219. As the Commissioner also submitted, Ms Ransley’s avowed purpose of investing in order to ultimately obtain dividends is objectively unbelievable. The companies were all start-ups. DCM had no operating revenue. DCM was not an established coal mining company. Its land adjoined tenements of established coal mining companies. Ms Ransley had no basis to assume that dividends would ever be paid. By contrast, it was obvious that the value of her shares in DCM would substantially increase if DCM obtained the direct allocation of an exploration licence.

The administrative penalty was also upheld, the AAT rejecting the taxpayer’s submission that she had a reasonably arguable position and had not been ‘reckless’. I am devoting some space to this as it seems to me that a finding of ‘recklessness’ in preparing the tax return is found too readily these days (though, not in this case – read on to see why).

  • The Taxpayer had correctly warned that “In assessing whether a taxpayer has a reasonably arguable position, a decision maker does so from the standpoint that the taxpayer’s argument has already been found to be wrong and consequently caution must be given to the benefit of hindsight”: citing Walstern Pty Ltd v Commissioner of Taxation [2003] FCA 1428 and Cameron Brae Pty Ltd vCommissioner of Taxation [2006] FCA 918. [para 257]
  • She similarly cited Hill and Hely JJ in Hart [2003] FCAFC 105 to establish: Recklessness in this context means to include in a tax statement material upon which the Act or regulations are to operate, knowing that there is a real, as opposed to a fanciful risk, that the material may be incorrect, or be grossly indifferent as to whether or not the material is true and correct’. [para 258]
  • The Commissioner submitted that the Taxpayer had not used reasonable care because: ‘…was admitted to practice law and previously worked at ASIC. One would expect her to have a high degree of commercial knowledge. She also used a tax agent to prepare and lodge her returns. If she was not aware of the tax consequences arising from the disposal of the DCM and NuCoal shares she could have consulted with her tax agent or retained professional tax advice. She also could have requested a private ruling from the Commissioner. Given the size of the amounts in dispute one would expect a taxpayer in the position of the Applicant to have been reticent in preparing her returns. The Applicant’s behaviour fell short of the behaviour that would be expected from a reasonable person in similar circumstances.’ [para 263]
  • The AAT, however, found that the Taxpayer had been ‘reckless’ saying: ‘The problem for Ms Ransley is that, on my conclusions about her credit and that of Mr Ransley, the relevant spectrum of possibilities is between a worst case of Ms Ransley deliberately concealing her intentions and details of the profit-making commercial operation from Mr Mahoney, her tax agent, and a best case of Ms Ransley being grossly indifferent or grossly careless about the provision of relevant information about her intentions and details of the profit-making commercial operation to Mr Mahoney.‘ [para 270]
  • The conclusion to support the 50% penalty was, therefore compounded by the facts in this case, and not just an arguable capital income distinction.

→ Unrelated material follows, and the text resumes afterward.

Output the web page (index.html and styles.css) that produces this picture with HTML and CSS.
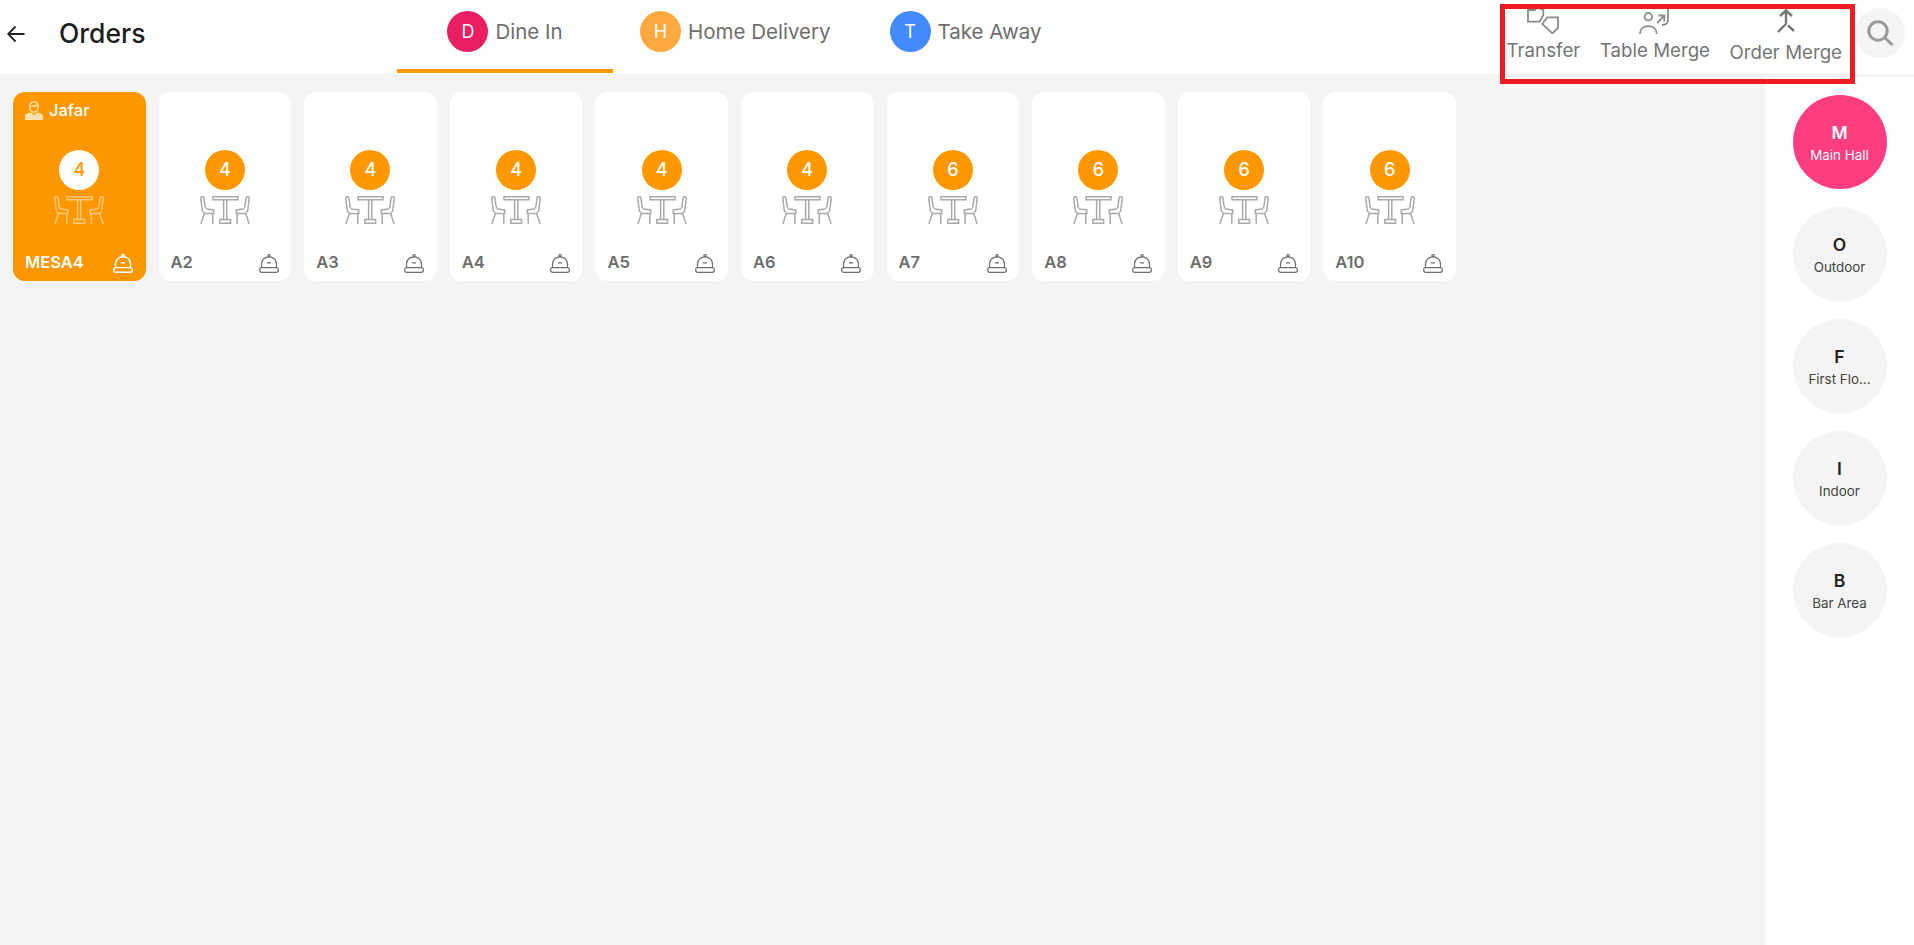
FILE: index.html
```html
<!DOCTYPE html>
<html lang="en">
<head>
  <meta charset="UTF-8">
  <meta name="viewport" content="width=device-width, initial-scale=1.0">
  <title>Orders</title>
  <link rel="stylesheet" href="styles.css">
</head>
<body>
  <svg class="svg-defs" width="0" height="0" aria-hidden="true">
    <symbol id="seat" viewBox="0 0 50 28">
      <path d="M13 .7H38V3.7H13ZM23.6 3.7V23.5M26.8 3.7V23.5M19.8 23.5H30.6V27.2H19.8Z"/>
      <g id="chair">
        <path d="M1.5.8Q3.6.4 4 2.2L5 10Q5.3 12.6 7 13L13.7 14V17.5H5.2Q2.6 17 2.1 13L.8 3Q.7 1.1 1.5.8ZM4.4 17.5L.8 28M12.8 17.5V28"/>
      </g>
      <use href="#chair" transform="matrix(-1 0 0 1 50 0)"/>
    </symbol>
    <symbol id="bell" viewBox="0 0 20 19">
      <circle cx="10" cy="1.6" r="1.1"/>
      <path d="M2.5 13.6V10C2.5 5.6 6 2.8 10 2.8S17.5 5.6 17.5 10V13.6M8 8.8H12"/>
      <rect x=".7" y="13.6" width="18.6" height="4.7" rx="2"/>
    </symbol>
  </svg>

  <header class="topbar">
    <a href="#" class="back-link">
      <svg width="18" height="18" viewBox="0 0 18 18"><path d="M17.5 9H1.5M8.5 1.5L1.2 9L8.5 16.5"/></svg>
    </a>
    <h1 class="page-title">Orders</h1>

    <nav class="tabs">
      <a href="#" class="tab tab-active"><span class="tab-dot dot-dine">D</span>Dine In</a>
      <a href="#" class="tab"><span class="tab-dot dot-home">H</span>Home Delivery</a>
      <a href="#" class="tab"><span class="tab-dot dot-take">T</span>Take Away</a>
    </nav>

    <div class="actions">
      <a href="#" class="action">
        <svg class="action-icon" width="32" height="30" viewBox="0 0 32 30"><path d="M1 6V17.7H12.7L16.3 11V6L9.5 3.5L8 6ZM20.3 13.3H31V24L25.3 29.3L15.3 20Z"/></svg>
        <span class="action-label">Transfer</span>
      </a>
      <a href="#" class="action">
        <svg class="action-icon" width="31" height="30" viewBox="0 0 31 30"><circle cx="9.3" cy="12.7" r="3.7"/><path d="M.9 30C.9 25 4.5 22.2 9.3 22.2S17.7 25 17.7 30M18 19L25 12M19.5 11.5H25.3V17.5M29 1V15.5Q29 21 23 21"/></svg>
        <span class="action-label">Table Merge</span>
      </a>
      <a href="#" class="action action-order">
        <svg class="action-icon icon-dark" width="18" height="30" viewBox="0 0 18 30"><path d="M9 7V20M3 12L9 6.5L15 12M9 20L1 28M11 21.5L17 27"/></svg>
        <span class="action-label">Order Merge</span>
      </a>
    </div>

    <a href="#" class="search-btn">
      <svg width="28" height="28" viewBox="0 0 28 28"><circle cx="12" cy="12" r="9.2"/><path d="M19 19L26.5 26"/></svg>
    </a>
  </header>

  <div class="layout">
    <main class="tables">
      <div class="table-card table-busy">
        <div class="card-user">
          <svg width="18" height="19" viewBox="0 0 18 19"><path class="user-fill" d="M0 19V15.5Q0 13 3 12.3L6 11.5L9 14L12 11.5L15 12.3Q18 13 18 15.5V19Z"/><path class="user-line" d="M4.6 6.2C4.6 2.5 6.5 .8 9 .8S13.4 2.5 13.4 6.2C13.4 9 11.2 11.3 9 11.3S4.6 9 4.6 6.2ZM5 5Q9 5.5 13 4"/></svg>
          <span>Jafar</span>
        </div>
        <span class="seat-count">4</span>
        <svg class="seat-icon"><use href="#seat"/></svg>
        <div class="card-foot">
          <span class="table-name">MESA4</span>
          <svg class="bell-icon"><use href="#bell"/></svg>
        </div>
      </div>

      <div class="table-card">
        <div class="card-user"></div>
        <span class="seat-count">4</span>
        <svg class="seat-icon"><use href="#seat"/></svg>
        <div class="card-foot"><span class="table-name">A2</span><svg class="bell-icon"><use href="#bell"/></svg></div>
      </div>
      <div class="table-card">
        <div class="card-user"></div>
        <span class="seat-count">4</span>
        <svg class="seat-icon"><use href="#seat"/></svg>
        <div class="card-foot"><span class="table-name">A3</span><svg class="bell-icon"><use href="#bell"/></svg></div>
      </div>
      <div class="table-card">
        <div class="card-user"></div>
        <span class="seat-count">4</span>
        <svg class="seat-icon"><use href="#seat"/></svg>
        <div class="card-foot"><span class="table-name">A4</span><svg class="bell-icon"><use href="#bell"/></svg></div>
      </div>
      <div class="table-card">
        <div class="card-user"></div>
        <span class="seat-count">4</span>
        <svg class="seat-icon"><use href="#seat"/></svg>
        <div class="card-foot"><span class="table-name">A5</span><svg class="bell-icon"><use href="#bell"/></svg></div>
      </div>
      <div class="table-card">
        <div class="card-user"></div>
        <span class="seat-count">4</span>
        <svg class="seat-icon"><use href="#seat"/></svg>
        <div class="card-foot"><span class="table-name">A6</span><svg class="bell-icon"><use href="#bell"/></svg></div>
      </div>
      <div class="table-card">
        <div class="card-user"></div>
        <span class="seat-count">6</span>
        <svg class="seat-icon"><use href="#seat"/></svg>
        <div class="card-foot"><span class="table-name">A7</span><svg class="bell-icon"><use href="#bell"/></svg></div>
      </div>
      <div class="table-card">
        <div class="card-user"></div>
        <span class="seat-count">6</span>
        <svg class="seat-icon"><use href="#seat"/></svg>
        <div class="card-foot"><span class="table-name">A8</span><svg class="bell-icon"><use href="#bell"/></svg></div>
      </div>
      <div class="table-card">
        <div class="card-user"></div>
        <span class="seat-count">6</span>
        <svg class="seat-icon"><use href="#seat"/></svg>
        <div class="card-foot"><span class="table-name">A9</span><svg class="bell-icon"><use href="#bell"/></svg></div>
      </div>
      <div class="table-card">
        <div class="card-user"></div>
        <span class="seat-count">6</span>
        <svg class="seat-icon"><use href="#seat"/></svg>
        <div class="card-foot"><span class="table-name">A10</span><svg class="bell-icon"><use href="#bell"/></svg></div>
      </div>
    </main>

    <aside class="areas">
      <a href="#" class="area area-active"><strong>M</strong><span>Main Hall</span></a>
      <a href="#" class="area"><strong>O</strong><span>Outdoor</span></a>
      <a href="#" class="area"><strong>F</strong><span>First Flo...</span></a>
      <a href="#" class="area"><strong>I</strong><span>Indoor</span></a>
      <a href="#" class="area"><strong>B</strong><span>Bar Area</span></a>
    </aside>
  </div>

  <!-- Marcação vermelha sobre as ações -->
  <div class="highlight"></div>
</body>
</html>
```

FILE: styles.css
```css
* {
  box-sizing: border-box;
}
body {
  font-family: Inter, "Noto Sans", sans-serif;
  background-color: #f4f4f4;
  margin: 0;
  height: 100vh;
  overflow: hidden;
  display: flex;
  flex-direction: column;
}
a {
  color: inherit;
  text-decoration: none;
}
.svg-defs {
  position: absolute;
}
.topbar {
  display: flex;
  flex: none;
  height: 74px;
  background-color: white;
}
.back-link {
  margin: 25px 0 0 7px;
  width: 18px;
  height: 18px;
}
.back-link svg {
  display: block;
  fill: none;
  stroke: #222;
  stroke-width: 1.8;
}
.page-title {
  margin: 17px 0 0 34px;
  width: 338px;
  font-size: 26.5px;
  line-height: 32px;
  font-weight: 500;
  color: #1f1f1f;
}
.tabs {
  display: flex;
  gap: 2px;
}
.tab {
  display: flex;
  align-items: flex-start;
  justify-content: center;
  gap: 7px;
  min-width: 216px;
  height: 73px;
  padding: 11px 25px 0;
  font-size: 20.5px;
  line-height: 41px;
  color: #6e6e6e;
  border-bottom: 4px solid transparent;
}
.tab-active {
  border-bottom-color: #ff9800;
}
.tab-dot {
  width: 41px;
  height: 41px;
  border-radius: 50%;
  color: white;
  font-size: 18px;
  text-align: center;
}
.dot-dine {
  background-color: #e91e63;
}
.dot-home {
  background-color: #ffa940;
}
.dot-take {
  background-color: #448aff;
}
.actions {
  display: flex;
  gap: 19.5px;
  margin-left: auto;
  padding-top: 4px;
}
.action {
  display: flex;
  flex-direction: column;
  align-items: center;
  color: #767676;
}
.action-icon {
  display: block;
  flex: none;
  fill: none;
  stroke: #8c8c8c;
  stroke-width: 1.8;
}
.icon-dark {
  stroke: #777;
  stroke-width: 2.4;
}
.action-label {
  margin-top: 6px;
  font-size: 18.7px;
  line-height: 22px;
}
.action-order .action-label {
  margin-top: 8px;
}
.search-btn {
  display: flex;
  align-items: center;
  justify-content: center;
  flex: none;
  width: 50px;
  height: 50px;
  margin: 8px 9px 0 13px;
  border-radius: 50%;
  background-color: #f4f4f4;
}
.search-btn svg {
  fill: none;
  stroke: #9a9a9a;
  stroke-width: 3;
}
.layout {
  display: flex;
  flex: 1;
  min-height: 0;
}
.tables {
  display: flex;
  flex-wrap: wrap;
  align-content: flex-start;
  gap: 13px;
  flex: 1;
  padding: 18px 13px;
}
.table-card {
  display: flex;
  flex-direction: column;
  align-items: center;
  width: 132.6px;
  height: 189px;
  padding: 9px 12px;
  border-radius: 12px;
  background-color: white;
}
.card-user {
  display: flex;
  align-items: flex-start;
  gap: 6px;
  align-self: stretch;
  height: 19px;
  font-size: 16.5px;
  font-weight: 500;
  line-height: 18px;
}
.seat-count {
  flex: none;
  width: 40px;
  height: 40px;
  margin-top: 29.5px;
  border-radius: 50%;
  background-color: #ff9800;
  color: white;
  font-size: 18px;
  font-weight: 500;
  line-height: 40px;
  text-align: center;
}
.seat-icon {
  flex: none;
  width: 50px;
  height: 28px;
  margin-top: 6.5px;
  fill: none;
  stroke: #a9a9a9;
  stroke-width: 1.5;
}
.card-foot {
  display: flex;
  align-items: flex-end;
  justify-content: space-between;
  align-self: stretch;
  margin-top: auto;
}
.table-name {
  font-size: 16.5px;
  font-weight: 600;
  line-height: 20px;
  color: #6e6e6e;
}
.bell-icon {
  display: block;
  width: 20px;
  height: 19px;
  margin-right: 0.5px;
  margin-bottom: -1px;
  fill: none;
  stroke: #6e6e6e;
  stroke-width: 1.2;
}
.table-busy {
  background-color: #ff9800;
  color: white;
}
.table-busy .seat-count {
  background-color: white;
  color: #ff9800;
}
.table-busy .seat-icon {
  stroke: #ffc777;
}
.table-busy .table-name {
  color: white;
}
.table-busy .bell-icon {
  stroke: white;
  stroke-width: 1.4;
}
.user-fill {
  fill: #ffe0b0;
}
.user-line {
  fill: none;
  stroke: #ffe0b0;
  stroke-width: 1.4;
}
.areas {
  display: flex;
  flex-direction: column;
  align-items: center;
  gap: 18px;
  flex: none;
  width: 149px;
  margin-top: 3px;
  padding-top: 18px;
  background-color: white;
}
.area {
  display: flex;
  flex-direction: column;
  align-items: center;
  flex: none;
  width: 94px;
  height: 94px;
  padding-top: 28px;
  border-radius: 50%;
  background-color: #f4f4f4;
  color: #444;
}
.area strong {
  font-size: 17.5px;
  font-weight: 600;
  line-height: 20px;
  color: #222;
}
.area span {
  margin-top: 4px;
  font-size: 13.4px;
  line-height: 16px;
  white-space: nowrap;
}
.area-active {
  background-color: #ff3d7f;
  color: white;
}
.area-active strong {
  color: white;
}
.highlight {
  position: absolute;
  left: 1500px;
  top: 4px;
  width: 355px;
  height: 80px;
  border: 5px solid #ed1c24;
}
```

(Ransley v CofT [2018] AATA 4359, AAT, File Nos 2015/5453 and 2015/5454, Jagot DP, 21 November 2018.)

FJM 6.12.18

[LTN 229, 27/11/18; Tax Month – November 2018]

CPD question’s (answers available)

  1. Did the Tribunal find that the taxpayer acquired the shares business or commercial operation was a scheme for the purpose of profit on disposal?
  2. How did the Tribunal describe the taxpayer’s contention that she acquired the shares for the purposes of receiving dividends?
  3. Is the gain on such shares assessable as ‘ordinary income’?
  4. Does the ‘scrip for scrip’ rollover, protect a taxpayer from a gain that is ‘ordinary income’?
  5. Was the result that the taxpayer was assessed on the gain?
  6. Was the taxpayer assessed to a penalty, equal to 50% of the shortfall in the tax on the gain, for ‘recklessness’ in preparing the tax return, that she lodged?
  7. Did the Tribunal uphold that penalty?
  8. What did the Tribunal say, in para 270, was the ‘problem’ for the Taxpayer, in resisting the argument that she had been ‘reckless’?